Every afternoon, as soon as classes break, there’s a stampede for the computers, students rushing to check on their stock portfolios.
Classes are a mix of Finance material—they learn to break down a paycheck—and general Army doctrine Whitey’s taken before. They bond over Developing Unit Cohesion, worry together about Reducing Vulnerability to Terrorist Attack (not that anything’s on the fall 2000 radar, but with people like bin Laden around, it’s something every officer should get used to considering). They admire the beautiful simplicity of the Military Problem-Solving Process. “It’s a class I’ve had a million times,” Whitey says. “But it’s great, everyone should take it at least once. Any problem you have in life, there’s seven guidelines to keep things rational.” Difficulties, which come in a tangle, submit to assigned slots like cleaned dishes going into the pantry:
Recognize and Define the Problem.
Gather Facts and Make Assumptions.
Define End States and Establish Criteria. (“‘Criteria’ is how you know you’ve reached those end states,” says Whitey. “That’s one of the most important steps.”)
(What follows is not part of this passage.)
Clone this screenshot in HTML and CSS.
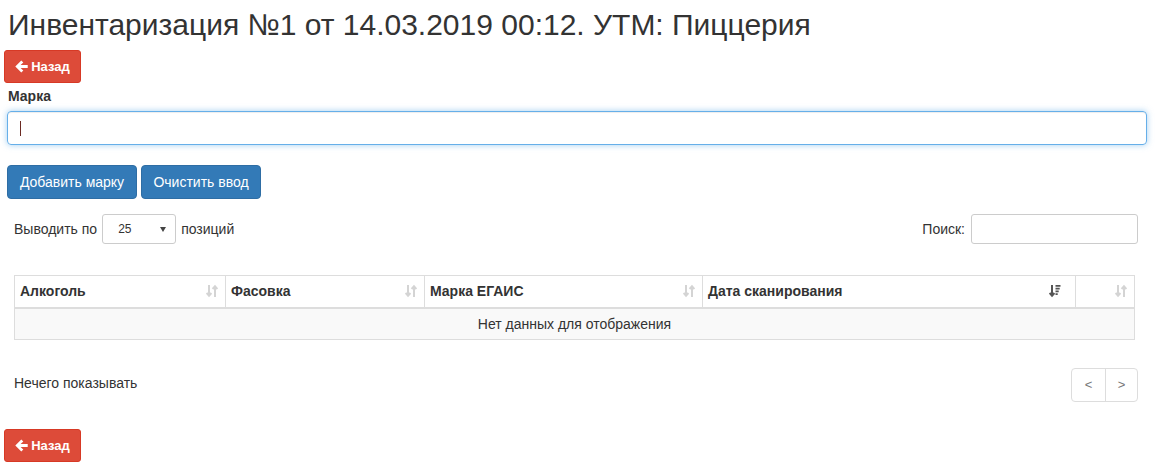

Develop Possible Solutions.
Analyze and Compare Possible Solutions.
Select and Implement Solution.
Analyze Solution for Effectiveness.
There’s only one Recognized Problem for Whitey. It arrives at the Finance field training exercise and awakens all his old Infantry yearnings. Whitey and the other LTs spend five days performing pay missions in the rainy South Carolina woods. Driving a Humvee, they deliver salary to an Armor battalion. Along the way, OPFOR—the opposition force, Infantry soldiers practicing their guerrilla techniques—harries them. This is part of everyone’s training: in a forward area, Finance officers must be capable, essentially, of making change under fire. Whitey keeps his cool, helps his squad pin the OPFOR down and fight them off.